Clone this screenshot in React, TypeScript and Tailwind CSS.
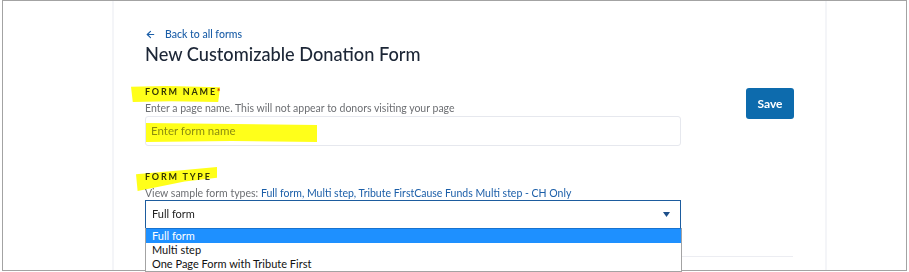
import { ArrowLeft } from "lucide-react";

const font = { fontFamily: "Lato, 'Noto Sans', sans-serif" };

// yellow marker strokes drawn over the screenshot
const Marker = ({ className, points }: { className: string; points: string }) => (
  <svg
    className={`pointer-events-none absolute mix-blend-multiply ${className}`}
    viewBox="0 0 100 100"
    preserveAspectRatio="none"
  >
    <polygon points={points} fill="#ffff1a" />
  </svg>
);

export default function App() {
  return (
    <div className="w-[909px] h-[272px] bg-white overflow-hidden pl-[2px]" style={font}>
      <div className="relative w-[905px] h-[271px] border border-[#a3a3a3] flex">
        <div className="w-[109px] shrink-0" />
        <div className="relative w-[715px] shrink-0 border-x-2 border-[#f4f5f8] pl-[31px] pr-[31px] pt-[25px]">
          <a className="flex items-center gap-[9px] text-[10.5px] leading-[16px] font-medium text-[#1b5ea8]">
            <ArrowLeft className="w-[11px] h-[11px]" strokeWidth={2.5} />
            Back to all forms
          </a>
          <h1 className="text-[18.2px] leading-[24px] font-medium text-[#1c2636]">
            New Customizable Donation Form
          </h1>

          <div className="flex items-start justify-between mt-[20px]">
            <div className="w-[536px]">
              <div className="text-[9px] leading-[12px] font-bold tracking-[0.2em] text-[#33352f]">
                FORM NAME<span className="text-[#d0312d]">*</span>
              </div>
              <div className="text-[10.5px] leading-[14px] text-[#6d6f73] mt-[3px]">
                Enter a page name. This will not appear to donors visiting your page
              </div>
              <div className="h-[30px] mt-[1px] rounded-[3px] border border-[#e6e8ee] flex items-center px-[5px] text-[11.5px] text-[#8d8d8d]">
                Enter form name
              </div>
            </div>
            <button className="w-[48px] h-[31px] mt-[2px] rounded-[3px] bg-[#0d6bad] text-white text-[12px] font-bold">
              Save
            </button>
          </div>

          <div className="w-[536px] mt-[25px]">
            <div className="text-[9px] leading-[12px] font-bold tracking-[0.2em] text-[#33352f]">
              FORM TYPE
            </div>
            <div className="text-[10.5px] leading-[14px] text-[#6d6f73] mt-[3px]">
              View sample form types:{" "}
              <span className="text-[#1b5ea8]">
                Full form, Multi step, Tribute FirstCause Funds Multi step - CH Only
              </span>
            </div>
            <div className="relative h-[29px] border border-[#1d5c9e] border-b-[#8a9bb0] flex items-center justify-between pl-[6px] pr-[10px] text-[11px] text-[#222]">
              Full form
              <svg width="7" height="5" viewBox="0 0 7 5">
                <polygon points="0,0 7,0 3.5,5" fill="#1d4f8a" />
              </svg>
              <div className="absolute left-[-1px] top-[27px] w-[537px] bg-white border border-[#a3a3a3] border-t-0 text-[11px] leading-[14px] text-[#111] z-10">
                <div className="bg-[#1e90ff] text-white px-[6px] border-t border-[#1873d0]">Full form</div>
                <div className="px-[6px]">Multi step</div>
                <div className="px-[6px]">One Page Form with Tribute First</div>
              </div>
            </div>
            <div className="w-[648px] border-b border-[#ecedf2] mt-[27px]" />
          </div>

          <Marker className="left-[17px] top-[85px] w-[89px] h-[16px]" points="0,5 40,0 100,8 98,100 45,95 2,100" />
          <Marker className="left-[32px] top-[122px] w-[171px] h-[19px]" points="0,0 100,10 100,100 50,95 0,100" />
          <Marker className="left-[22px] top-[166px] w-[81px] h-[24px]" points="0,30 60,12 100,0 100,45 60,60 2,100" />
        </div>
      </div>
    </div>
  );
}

▸ Task goal: In this exercise, set down all of the data exactly, without the pictures.

▸ Exercise answer:
Clone this screenshot in React, TypeScript and Tailwind CSS.
import { ArrowLeft } from "lucide-react";

const font = { fontFamily: "Lato, 'Noto Sans', sans-serif" };

// yellow marker strokes drawn over the screenshot
const Marker = ({ className, points }: { className: string; points: string }) => (
  <svg
    className={`pointer-events-none absolute mix-blend-multiply ${className}`}
    viewBox="0 0 100 100"
    preserveAspectRatio="none"
  >
    <polygon points={points} fill="#ffff1a" />
  </svg>
);

export default function App() {
  return (
    <div className="w-[909px] h-[272px] bg-white overflow-hidden pl-[2px]" style={font}>
      <div className="relative w-[905px] h-[271px] border border-[#a3a3a3] flex">
        <div className="w-[109px] shrink-0" />
        <div className="relative w-[715px] shrink-0 border-x-2 border-[#f4f5f8] pl-[31px] pr-[31px] pt-[25px]">
          <a className="flex items-center gap-[9px] text-[10.5px] leading-[16px] font-medium text-[#1b5ea8]">
            <ArrowLeft className="w-[11px] h-[11px]" strokeWidth={2.5} />
            Back to all forms
          </a>
          <h1 className="text-[18.2px] leading-[24px] font-medium text-[#1c2636]">
            New Customizable Donation Form
          </h1>

          <div className="flex items-start justify-between mt-[20px]">
            <div className="w-[536px]">
              <div className="text-[9px] leading-[12px] font-bold tracking-[0.2em] text-[#33352f]">
                FORM NAME<span className="text-[#d0312d]">*</span>
              </div>
              <div className="text-[10.5px] leading-[14px] text-[#6d6f73] mt-[3px]">
                Enter a page name. This will not appear to donors visiting your page
              </div>
              <div className="h-[30px] mt-[1px] rounded-[3px] border border-[#e6e8ee] flex items-center px-[5px] text-[11.5px] text-[#8d8d8d]">
                Enter form name
              </div>
            </div>
            <button className="w-[48px] h-[31px] mt-[2px] rounded-[3px] bg-[#0d6bad] text-white text-[12px] font-bold">
              Save
            </button>
          </div>

          <div className="w-[536px] mt-[25px]">
            <div className="text-[9px] leading-[12px] font-bold tracking-[0.2em] text-[#33352f]">
              FORM TYPE
            </div>
            <div className="text-[10.5px] leading-[14px] text-[#6d6f73] mt-[3px]">
              View sample form types:{" "}
              <span className="text-[#1b5ea8]">
                Full form, Multi step, Tribute FirstCause Funds Multi step - CH Only
              </span>
            </div>
            <div className="relative h-[29px] border border-[#1d5c9e] border-b-[#8a9bb0] flex items-center justify-between pl-[6px] pr-[10px] text-[11px] text-[#222]">
              Full form
              <svg width="7" height="5" viewBox="0 0 7 5">
                <polygon points="0,0 7,0 3.5,5" fill="#1d4f8a" />
              </svg>
              <div className="absolute left-[-1px] top-[27px] w-[537px] bg-white border border-[#a3a3a3] border-t-0 text-[11px] leading-[14px] text-[#111] z-10">
                <div className="bg-[#1e90ff] text-white px-[6px] border-t border-[#1873d0]">Full form</div>
                <div className="px-[6px]">Multi step</div>
                <div className="px-[6px]">One Page Form with Tribute First</div>
              </div>
            </div>
            <div className="w-[648px] border-b border-[#ecedf2] mt-[27px]" />
          </div>

          <Marker className="left-[17px] top-[85px] w-[89px] h-[16px]" points="0,5 40,0 100,8 98,100 45,95 2,100" />
          <Marker className="left-[32px] top-[122px] w-[171px] h-[19px]" points="0,0 100,10 100,100 50,95 0,100" />
          <Marker className="left-[22px] top-[166px] w-[81px] h-[24px]" points="0,30 60,12 100,0 100,45 60,60 2,100" />
        </div>
      </div>
    </div>
  );
}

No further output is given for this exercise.